PROVIDED MATERIAL:
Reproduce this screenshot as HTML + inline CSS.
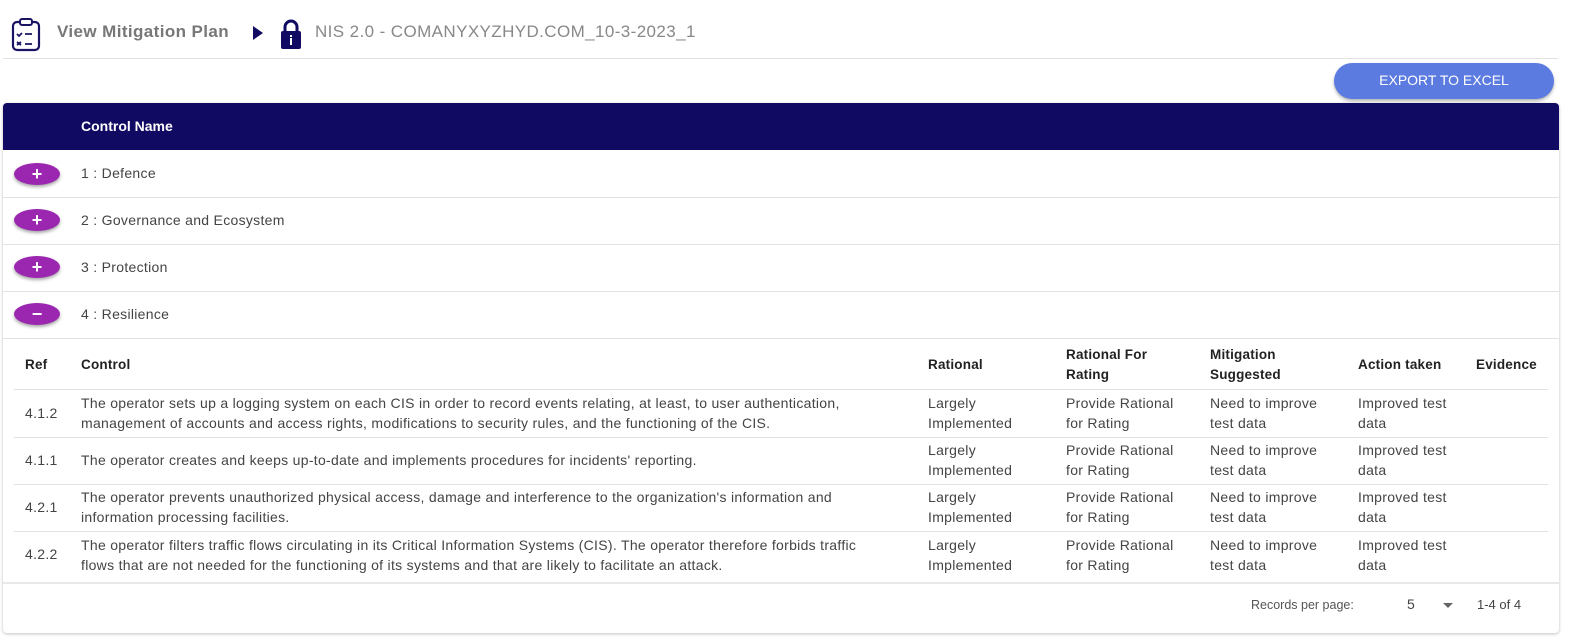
<!DOCTYPE html>
<html><head><meta charset="utf-8"><style>
*{margin:0;padding:0;box-sizing:border-box}
body{width:1588px;height:639px;background:#fff;font-family:"Liberation Sans",sans-serif;position:relative;overflow:hidden;color:#333}
.a{position:absolute;white-space:nowrap}
.t{font-size:14px;color:#444;line-height:20px;letter-spacing:.3px}
.b{font-weight:bold;color:#222;font-size:13.5px;line-height:20px;letter-spacing:.2px}
.btn{position:absolute;left:14px;width:46px;height:22px;border-radius:50%;background:#9b27b0;box-shadow:0 2px 3px rgba(0,0,0,.35);color:#fff;font-weight:bold;text-align:center;font-size:18px;line-height:22px}
.hl{position:absolute;height:1px;background:#e2e2e2}
</style></head><body>
<svg class="a" style="left:11px;top:18px" width="30" height="34" viewBox="0 0 30 34"><rect x="2" y="4" width="26" height="28" rx="4" fill="none" stroke="#1a1464" stroke-width="2.2"/><rect x="9" y="1" width="12" height="6" rx="2" fill="#fff" stroke="#1a1464" stroke-width="2"/><path d="M6 16l2 2 3-3M14 16h7M6 24l4 3M10 24l-4 3M14 26h7" stroke="#1a1464" stroke-width="1.8" fill="none"/></svg>
<div class="a" style="left:57px;top:22px;font-size:17px;font-weight:bold;color:#777;letter-spacing:.4px">View Mitigation Plan</div>
<svg class="a" style="left:252px;top:25px" width="12" height="16"><path d="M1 1L11 8L1 15Z" fill="#110a63"/></svg>
<svg class="a" style="left:280px;top:18px" width="22" height="32" viewBox="0 0 22 32"><path d="M5 14V9a6 6 0 0 1 12 0v5" stroke="#110a63" stroke-width="3" fill="none"/><rect x="1" y="13" width="20" height="18" rx="2" fill="#110a63"/><rect x="10" y="20" width="2" height="7" fill="#fff"/><rect x="10" y="17" width="2" height="2" fill="#fff"/></svg>
<div class="a" style="left:315px;top:22px;font-size:17px;color:#888;letter-spacing:.4px">NIS 2.0 - COMANYXYZHYD.COM_10-3-2023_1</div>
<div class="hl" style="left:3px;top:58px;width:1555px"></div>
<div class="a" style="left:1334px;top:63px;width:220px;height:36px;border-radius:18px;background:#5b7be0;color:#fff;font-size:14px;text-align:center;line-height:34px;box-shadow:0 2px 3px rgba(0,0,0,.3)">EXPORT TO EXCEL</div>
<div class="a" style="left:3px;top:103px;width:1556px;height:530px;border-radius:4px;box-shadow:0 1px 3px rgba(0,0,0,.25)"></div>
<div class="a" style="left:3px;top:103px;width:1556px;height:47px;background:#110a63;border-radius:4px 4px 0 0"></div>
<div class="a" style="left:81px;top:116px;color:#fff;font-weight:bold;font-size:14px;line-height:20px">Control Name</div>
<div class="btn" style="top:163px">+</div><div class="a t" style="left:81px;top:163px">1 : Defence</div>
<div class="hl" style="left:3px;top:197px;width:1556px"></div>
<div class="btn" style="top:209px">+</div><div class="a t" style="left:81px;top:210px">2 : Governance and Ecosystem</div>
<div class="hl" style="left:3px;top:244px;width:1556px"></div>
<div class="btn" style="top:256px">+</div><div class="a t" style="left:81px;top:257px">3 : Protection</div>
<div class="hl" style="left:3px;top:291px;width:1556px"></div>
<div class="btn" style="top:303px">−</div><div class="a t" style="left:81px;top:304px">4 : Resilience</div>
<div class="hl" style="left:3px;top:338px;width:1556px"></div>
<div class="a b" style="left:25px;top:355px">Ref</div>
<div class="a b" style="left:81px;top:355px">Control</div>
<div class="a b" style="left:928px;top:355px">Rational</div>
<div class="a b" style="left:1066px;top:345px">Rational For<br>Rating</div>
<div class="a b" style="left:1210px;top:345px">Mitigation<br>Suggested</div>
<div class="a b" style="left:1358px;top:355px">Action taken</div>
<div class="a b" style="left:1476px;top:355px">Evidence</div>
<div class="hl" style="left:14px;top:389px;width:1534px"></div>

<div class="a t" style="left:25px;top:403px">4.1.2</div>
<div class="a t" style="left:81px;top:393px">The operator sets up a logging system on each CIS in order to record events relating, at least, to user authentication,<br>management of accounts and access rights, modifications to security rules, and the functioning of the CIS.</div>
<div class="a t" style="left:928px;top:393px">Largely<br>Implemented</div><div class="a t" style="left:1066px;top:393px">Provide Rational<br>for Rating</div><div class="a t" style="left:1210px;top:393px">Need to improve<br>test data</div><div class="a t" style="left:1358px;top:393px">Improved test<br>data</div>
<div class="hl" style="left:14px;top:437px;width:1534px"></div>

<div class="a t" style="left:25px;top:450px">4.1.1</div>
<div class="a t" style="left:81px;top:450px">The operator creates and keeps up-to-date and implements procedures for incidents' reporting.</div>
<div class="a t" style="left:928px;top:440px">Largely<br>Implemented</div><div class="a t" style="left:1066px;top:440px">Provide Rational<br>for Rating</div><div class="a t" style="left:1210px;top:440px">Need to improve<br>test data</div><div class="a t" style="left:1358px;top:440px">Improved test<br>data</div>
<div class="hl" style="left:14px;top:484px;width:1534px"></div>

<div class="a t" style="left:25px;top:497px">4.2.1</div>
<div class="a t" style="left:81px;top:487px">The operator prevents unauthorized physical access, damage and interference to the organization's information and<br>information processing facilities.</div>
<div class="a t" style="left:928px;top:487px">Largely<br>Implemented</div><div class="a t" style="left:1066px;top:487px">Provide Rational<br>for Rating</div><div class="a t" style="left:1210px;top:487px">Need to improve<br>test data</div><div class="a t" style="left:1358px;top:487px">Improved test<br>data</div>
<div class="hl" style="left:14px;top:531px;width:1534px"></div>

<div class="a t" style="left:25px;top:544px">4.2.2</div>
<div class="a t" style="left:81px;top:535px">The operator filters traffic flows circulating in its Critical Information Systems (CIS). The operator therefore forbids traffic<br>flows that are not needed for the functioning of its systems and that are likely to facilitate an attack.</div>
<div class="a t" style="left:928px;top:535px">Largely<br>Implemented</div><div class="a t" style="left:1066px;top:535px">Provide Rational<br>for Rating</div><div class="a t" style="left:1210px;top:535px">Need to improve<br>test data</div><div class="a t" style="left:1358px;top:535px">Improved test<br>data</div>
<div class="hl" style="left:3px;top:582px;width:1556px;background:#e8e8e8;height:2px"></div>

<div class="a" style="left:1251px;top:598px;font-size:12.5px;color:#555">Records per page:</div>
<div class="a" style="left:1407px;top:596px;font-size:14px;color:#444">5</div>
<svg class="a" style="left:1443px;top:603px" width="10" height="6"><path d="M0 0h10L5 5z" fill="#666"/></svg>
<div class="a" style="left:1477px;top:597px;font-size:13px;color:#444">1-4 of 4</div>
</body></html>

TASK: Go through the listing above and write it all out exactly, leaving out any picture.

EXERCISE OUTPUT:
Reproduce this screenshot as HTML + inline CSS.
<!DOCTYPE html>
<html><head><meta charset="utf-8"><style>
*{margin:0;padding:0;box-sizing:border-box}
body{width:1588px;height:639px;background:#fff;font-family:"Liberation Sans",sans-serif;position:relative;overflow:hidden;color:#333}
.a{position:absolute;white-space:nowrap}
.t{font-size:14px;color:#444;line-height:20px;letter-spacing:.3px}
.b{font-weight:bold;color:#222;font-size:13.5px;line-height:20px;letter-spacing:.2px}
.btn{position:absolute;left:14px;width:46px;height:22px;border-radius:50%;background:#9b27b0;box-shadow:0 2px 3px rgba(0,0,0,.35);color:#fff;font-weight:bold;text-align:center;font-size:18px;line-height:22px}
.hl{position:absolute;height:1px;background:#e2e2e2}
</style></head><body>
<svg class="a" style="left:11px;top:18px" width="30" height="34" viewBox="0 0 30 34"><rect x="2" y="4" width="26" height="28" rx="4" fill="none" stroke="#1a1464" stroke-width="2.2"/><rect x="9" y="1" width="12" height="6" rx="2" fill="#fff" stroke="#1a1464" stroke-width="2"/><path d="M6 16l2 2 3-3M14 16h7M6 24l4 3M10 24l-4 3M14 26h7" stroke="#1a1464" stroke-width="1.8" fill="none"/></svg>
<div class="a" style="left:57px;top:22px;font-size:17px;font-weight:bold;color:#777;letter-spacing:.4px">View Mitigation Plan</div>
<svg class="a" style="left:252px;top:25px" width="12" height="16"><path d="M1 1L11 8L1 15Z" fill="#110a63"/></svg>
<svg class="a" style="left:280px;top:18px" width="22" height="32" viewBox="0 0 22 32"><path d="M5 14V9a6 6 0 0 1 12 0v5" stroke="#110a63" stroke-width="3" fill="none"/><rect x="1" y="13" width="20" height="18" rx="2" fill="#110a63"/><rect x="10" y="20" width="2" height="7" fill="#fff"/><rect x="10" y="17" width="2" height="2" fill="#fff"/></svg>
<div class="a" style="left:315px;top:22px;font-size:17px;color:#888;letter-spacing:.4px">NIS 2.0 - COMANYXYZHYD.COM_10-3-2023_1</div>
<div class="hl" style="left:3px;top:58px;width:1555px"></div>
<div class="a" style="left:1334px;top:63px;width:220px;height:36px;border-radius:18px;background:#5b7be0;color:#fff;font-size:14px;text-align:center;line-height:34px;box-shadow:0 2px 3px rgba(0,0,0,.3)">EXPORT TO EXCEL</div>
<div class="a" style="left:3px;top:103px;width:1556px;height:530px;border-radius:4px;box-shadow:0 1px 3px rgba(0,0,0,.25)"></div>
<div class="a" style="left:3px;top:103px;width:1556px;height:47px;background:#110a63;border-radius:4px 4px 0 0"></div>
<div class="a" style="left:81px;top:116px;color:#fff;font-weight:bold;font-size:14px;line-height:20px">Control Name</div>
<div class="btn" style="top:163px">+</div><div class="a t" style="left:81px;top:163px">1 : Defence</div>
<div class="hl" style="left:3px;top:197px;width:1556px"></div>
<div class="btn" style="top:209px">+</div><div class="a t" style="left:81px;top:210px">2 : Governance and Ecosystem</div>
<div class="hl" style="left:3px;top:244px;width:1556px"></div>
<div class="btn" style="top:256px">+</div><div class="a t" style="left:81px;top:257px">3 : Protection</div>
<div class="hl" style="left:3px;top:291px;width:1556px"></div>
<div class="btn" style="top:303px">−</div><div class="a t" style="left:81px;top:304px">4 : Resilience</div>
<div class="hl" style="left:3px;top:338px;width:1556px"></div>
<div class="a b" style="left:25px;top:355px">Ref</div>
<div class="a b" style="left:81px;top:355px">Control</div>
<div class="a b" style="left:928px;top:355px">Rational</div>
<div class="a b" style="left:1066px;top:345px">Rational For<br>Rating</div>
<div class="a b" style="left:1210px;top:345px">Mitigation<br>Suggested</div>
<div class="a b" style="left:1358px;top:355px">Action taken</div>
<div class="a b" style="left:1476px;top:355px">Evidence</div>
<div class="hl" style="left:14px;top:389px;width:1534px"></div>

<div class="a t" style="left:25px;top:403px">4.1.2</div>
<div class="a t" style="left:81px;top:393px">The operator sets up a logging system on each CIS in order to record events relating, at least, to user authentication,<br>management of accounts and access rights, modifications to security rules, and the functioning of the CIS.</div>
<div class="a t" style="left:928px;top:393px">Largely<br>Implemented</div><div class="a t" style="left:1066px;top:393px">Provide Rational<br>for Rating</div><div class="a t" style="left:1210px;top:393px">Need to improve<br>test data</div><div class="a t" style="left:1358px;top:393px">Improved test<br>data</div>
<div class="hl" style="left:14px;top:437px;width:1534px"></div>

<div class="a t" style="left:25px;top:450px">4.1.1</div>
<div class="a t" style="left:81px;top:450px">The operator creates and keeps up-to-date and implements procedures for incidents' reporting.</div>
<div class="a t" style="left:928px;top:440px">Largely<br>Implemented</div><div class="a t" style="left:1066px;top:440px">Provide Rational<br>for Rating</div><div class="a t" style="left:1210px;top:440px">Need to improve<br>test data</div><div class="a t" style="left:1358px;top:440px">Improved test<br>data</div>
<div class="hl" style="left:14px;top:484px;width:1534px"></div>

<div class="a t" style="left:25px;top:497px">4.2.1</div>
<div class="a t" style="left:81px;top:487px">The operator prevents unauthorized physical access, damage and interference to the organization's information and<br>information processing facilities.</div>
<div class="a t" style="left:928px;top:487px">Largely<br>Implemented</div><div class="a t" style="left:1066px;top:487px">Provide Rational<br>for Rating</div><div class="a t" style="left:1210px;top:487px">Need to improve<br>test data</div><div class="a t" style="left:1358px;top:487px">Improved test<br>data</div>
<div class="hl" style="left:14px;top:531px;width:1534px"></div>

<div class="a t" style="left:25px;top:544px">4.2.2</div>
<div class="a t" style="left:81px;top:535px">The operator filters traffic flows circulating in its Critical Information Systems (CIS). The operator therefore forbids traffic<br>flows that are not needed for the functioning of its systems and that are likely to facilitate an attack.</div>
<div class="a t" style="left:928px;top:535px">Largely<br>Implemented</div><div class="a t" style="left:1066px;top:535px">Provide Rational<br>for Rating</div><div class="a t" style="left:1210px;top:535px">Need to improve<br>test data</div><div class="a t" style="left:1358px;top:535px">Improved test<br>data</div>
<div class="hl" style="left:3px;top:582px;width:1556px;background:#e8e8e8;height:2px"></div>

<div class="a" style="left:1251px;top:598px;font-size:12.5px;color:#555">Records per page:</div>
<div class="a" style="left:1407px;top:596px;font-size:14px;color:#444">5</div>
<svg class="a" style="left:1443px;top:603px" width="10" height="6"><path d="M0 0h10L5 5z" fill="#666"/></svg>
<div class="a" style="left:1477px;top:597px;font-size:13px;color:#444">1-4 of 4</div>
</body></html>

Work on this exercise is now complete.